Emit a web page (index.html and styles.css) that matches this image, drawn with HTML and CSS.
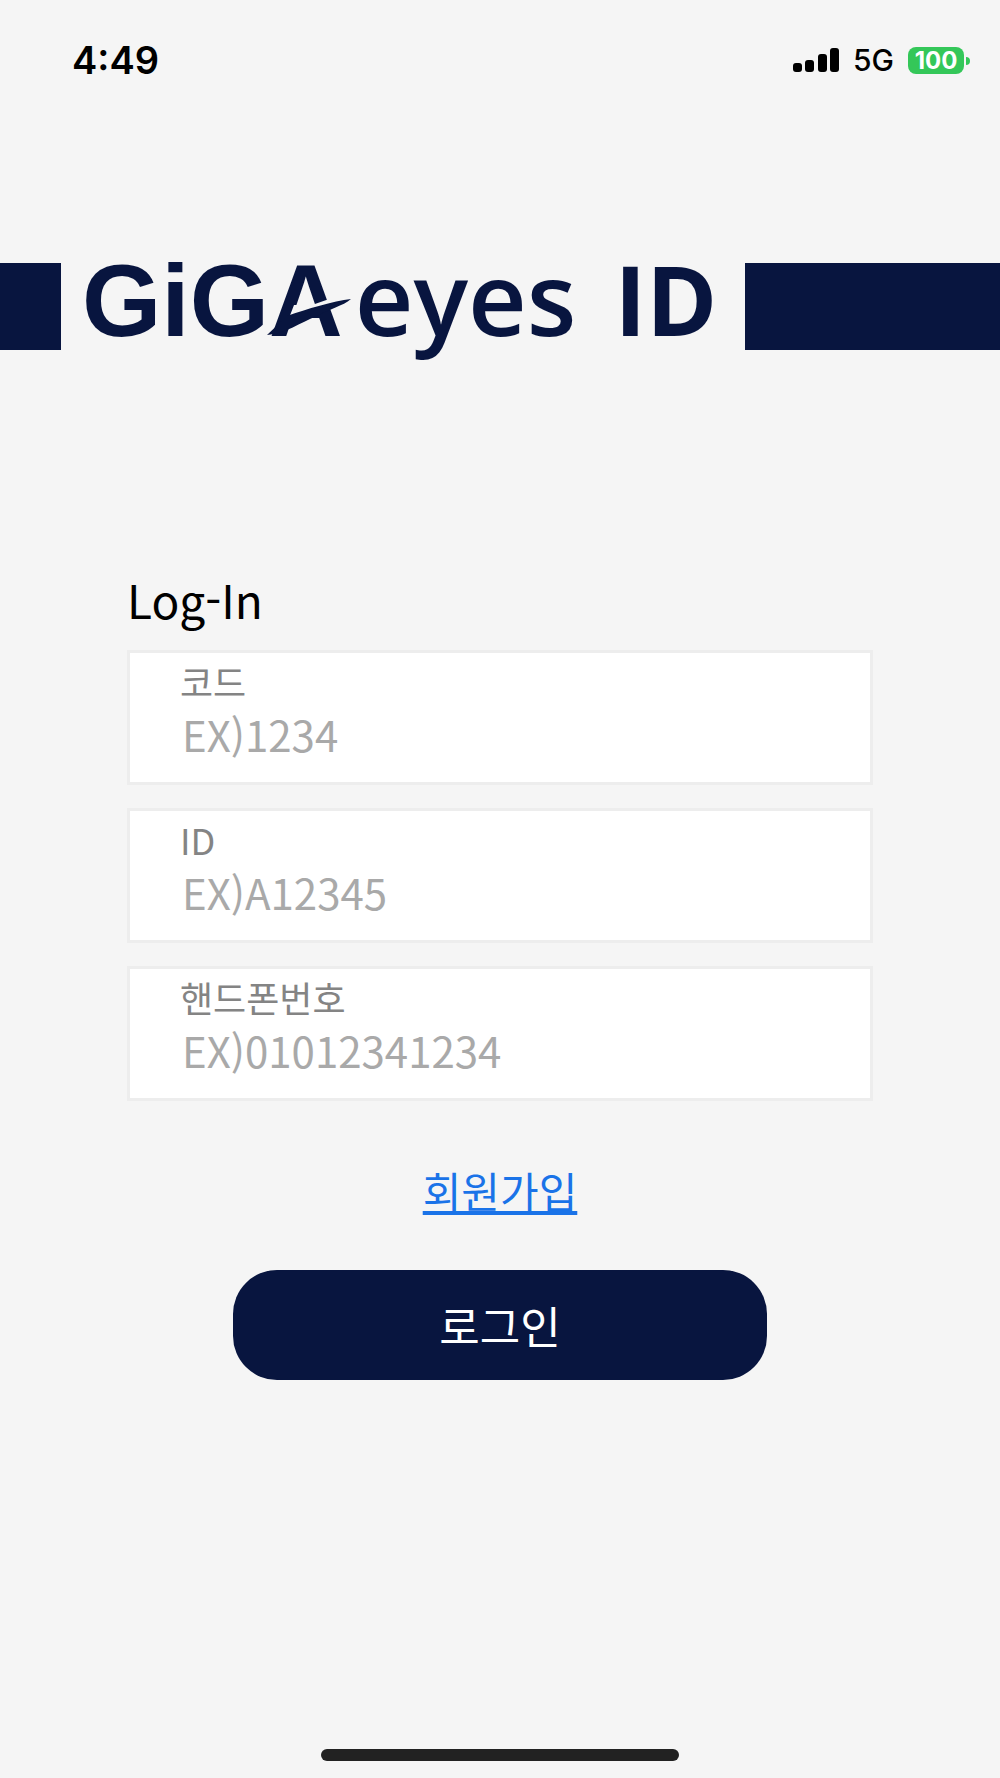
FILE: index.html
```html
<!DOCTYPE html>
<html lang="ko">
<head>
    <meta charset="UTF-8">
    <meta name="viewport" content="width=device-width, initial-scale=1.0">
    <title>GiGAeyes ID</title>
    <link rel="stylesheet" href="styles.css">
</head>
<body>

    <header class="status-bar">
      <span class="time">4:49</span>
      <div class="status-icons">
        <svg class="signal" width="46" height="24" viewBox="0 0 46 24">
          <rect x="0" y="15" width="9" height="9" rx="3" />
          <rect x="12" y="12" width="9" height="12" rx="3" />
          <rect x="25" y="6" width="9" height="18" rx="3" />
          <rect x="37" y="0" width="9" height="24" rx="3" />
        </svg>
        <span class="network">5G</span>
        <span class="battery">100</span>
      </div>
    </header>

    <main class="main">
      <div class="brand">
        <h1 class="logo">
          <span class="logo-giga">GiGA<svg class="swoosh" width="90" height="40" viewBox="0 0 90 40">
            <path class="swoosh-gap" d="M27 10 L45 10 L68 2 L68 9 L22 23 Z" />
            <path d="M0 40 L20 21 C40 14 66 6 84 4 C76 11 62 14 50 21 C32 28 20 38 0 40 Z" />
          </svg></span><span class="logo-eyes">eyes</span>
          <span class="logo-id">ID</span>
        </h1>
      </div>

      <form class="login">
        <h2 class="login-title">Log-In</h2>
        <div class="field">
          <label for="code">코드</label>
          <input type="text" id="code" placeholder="EX)1234">
        </div>
        <div class="field">
          <label for="user-id">ID</label>
          <input type="text" id="user-id" placeholder="EX)A12345">
        </div>
        <div class="field">
          <label for="phone">핸드폰번호</label>
          <input type="tel" id="phone" placeholder="EX)01012341234">
        </div>
        <a class="join" href="#">회원가입</a>
        <button class="login-btn" type="submit">로그인</button>
      </form>
    </main>

    <div class="home-bar"></div>

</body>
</html>
```

FILE: styles.css
```css
* {
  box-sizing: border-box;
}

body {
  display: flex;
  flex-direction: column;
  min-height: 100vh;
  margin: 0;
  font-family: "Noto Sans CJK KR", sans-serif;
  color: #000;
  background: #f5f5f5;
}

/* status bar */
.status-bar {
  display: flex;
  justify-content: space-between;
  align-items: center;
  height: 120px;
  padding: 0 36px 0 72px;
  font-family: Inter, sans-serif;
}
.time {
  font-size: 38px;
  font-weight: 600;
}
.status-icons {
  display: flex;
  align-items: center;
}
.network {
  margin: 0 14px;
  font-size: 30px;
  font-weight: 500;
}
.battery {
  position: relative;
  width: 56px;
  height: 27px;
  border-radius: 8px;
  font-size: 24px;
  font-weight: 700;
  line-height: 27px;
  text-align: center;
  color: #fff;
  background: #34c759;
}
.battery::after {
  content: "";
  position: absolute;
  top: 10px;
  right: -6px;
  width: 4px;
  height: 8px;
  border-radius: 0 4px 4px 0;
  background: #34c759;
}

.main {
  flex: 1;
}

/* logo on the navy band */
.brand {
  height: 87px;
  margin-top: 143px;
  padding-left: 61px;
  background: #08153f;
}
.logo {
  display: flex;
  align-items: baseline;
  width: 684px;
  height: 87px;
  margin: 0;
  padding-left: 21px;
  font-family: "Open Sans", sans-serif;
  font-size: 102px;
  line-height: 68px;
  color: #08153f;
  background: #f5f5f5;
}
.logo-giga {
  position: relative;
  font-family: "Liberation Sans", sans-serif;
  font-weight: 700;
}
.swoosh {
  position: absolute;
  left: 185px;
  bottom: 0;
  fill: #08153f;
}
.swoosh-gap {
  fill: #f5f5f5;
}
.logo-eyes {
  margin-left: 12px;
  font-weight: 600;
}
.logo-id {
  margin-left: 38px;
  font-size: 96px;
  font-weight: 700;
}

/* login form */
.login {
  display: flex;
  flex-direction: column;
  padding: 0 127px;
}
.login-title {
  margin: 217px 0 19px;
  font-size: 46px;
  font-weight: 400;
  line-height: 64px;
}
.field {
  height: 135px;
  margin-bottom: 23px;
  padding: 6px 50px;
  border: 3px solid #ededed;
  background: #fff;
}
.field label {
  display: block;
  font-size: 36px;
  line-height: 44px;
  color: #848484;
}
.field input {
  display: block;
  width: 100%;
  height: 60px;
  padding: 0 2px;
  border: 0;
  outline: none;
  font-family: inherit;
  font-size: 42px;
  background: none;
}
.field input::placeholder {
  color: #a9a9a9;
  opacity: 1;
}
.join {
  align-self: center;
  margin-top: 36px;
  font-size: 42px;
  line-height: 60px;
  color: #1a73e8;
}
.login-btn {
  height: 110px;
  margin: 50px 106px;
  border: 0;
  border-radius: 44px;
  font-family: inherit;
  font-size: 44px;
  color: #fff;
  background: #08153f;
  cursor: pointer;
}

.home-bar {
  align-self: center;
  width: 358px;
  height: 12px;
  margin-bottom: 17px;
  border-radius: 6px;
  background: #222;
}
```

__Requirements__: From the data above, pick out each line containing "index" and copy it.

__Reply to the exercise__:
Emit a web page (index.html and styles.css) that matches this image, drawn with HTML and CSS.
FILE: index.html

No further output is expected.